Gemma Gem: 4B Model in Chrome, No API Keys Needed

Gemma Gem is a Chrome extension that runs Google's Gemma 4 model entirely in your browser. No API keys. No cloud. Your data stays local. Built by developer 'kessler', it uses WebGPU for inference and gives you an AI agent that can read pages, click elements, fill forms, scroll, and execute arbitrary JavaScript. The E2B model weighs in around 500MB cached after first run. The larger E4B runs about 1.5GB. Both use q4f16 quantization with a 128k context window.

The architecture is clean. An offscreen document hosts the model via transformers.js and runs the agent loop. A service worker routes messages between components and handles screenshots. A content script injects a chat UI and executes DOM tools. The project is built on Hugging Face's transformers.js library and the WXT framework. The core agent logic lives in a separate `agent/` directory with zero external dependencies. That means developers can extract it as a standalone SDK for embedding local automation into their own applications.

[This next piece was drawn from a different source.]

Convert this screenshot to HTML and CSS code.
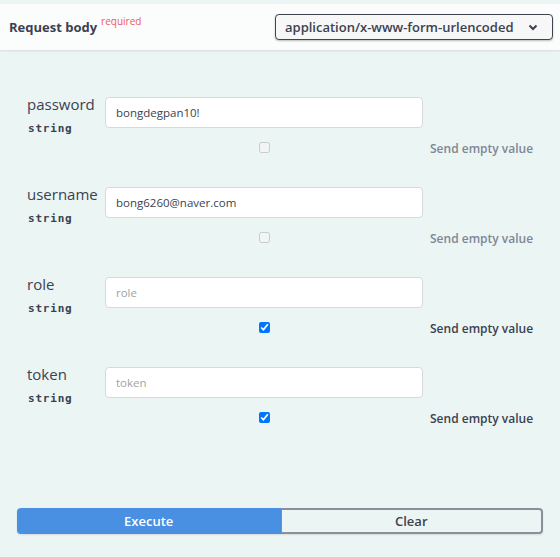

Chrome itself is experimenting with a Prompt API for on-device inference via Gemini Nano. Hacker News commenters noted that approach requires over 4GB of storage. Gemma Gem does the same job at a quarter of the size via Gemma 4 offline inference. For teams handling sensitive data who don't want the complexity of self-hosting LLMs, running everything in-browser is a legitimate option. The code is open source on GitHub. Finally, an AI agent that doesn't phone home.